The rage and resentment of right wing Catholics about Pope Francis’ apology is just them, refusing to accept the forgiveness that comes by way of turning from your sins. They are demanding that the Church die like Judas, and sadly, like many of them, in its sins. 

But Pope Francis is Peter. And he has done what Peter did. He accepted the reality of his forebears’ sin and confessed it in the place and to the people who were sinned against. He asked forgiveness. 

Many native people are satisfied with this gift of honest confession. Many others are not. They want more than words. They want real-world undoing of the harms that were done. 

It is never simple with people. Some people are angry with the pope for confessing our corporate sins and asking forgiveness. Others say that they will withhold forgiveness until something more tangible than words is offered. 

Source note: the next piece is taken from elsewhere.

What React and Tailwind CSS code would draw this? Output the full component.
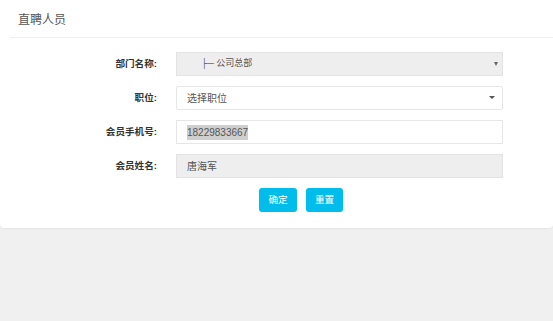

But most of us understand that when genuine confession, remorse and appeals for forgiveness are set before us, we have to balance our humiliated rage over what was done to us against the things that we have done to others 

Forgive us our trespasses as we forgive those who trespass against us. We pray that. But living it is much more difficult that saying it. It cannot be done without relying in trust on the mercy and love of Christ. 

Judas.

Peter.

Who will we choose to model our behavior after?

“We have all sinned and fallen short of the glory of God.”  That is a universal fact. Will we be like Judas and die in our sins? Or will we have the courage of humility to match our false bravado and be like Peter? 

Pope Francis has shown us the Way that leads to life. He has modeled the way of Peter for us. We can ask nothing more of any pope.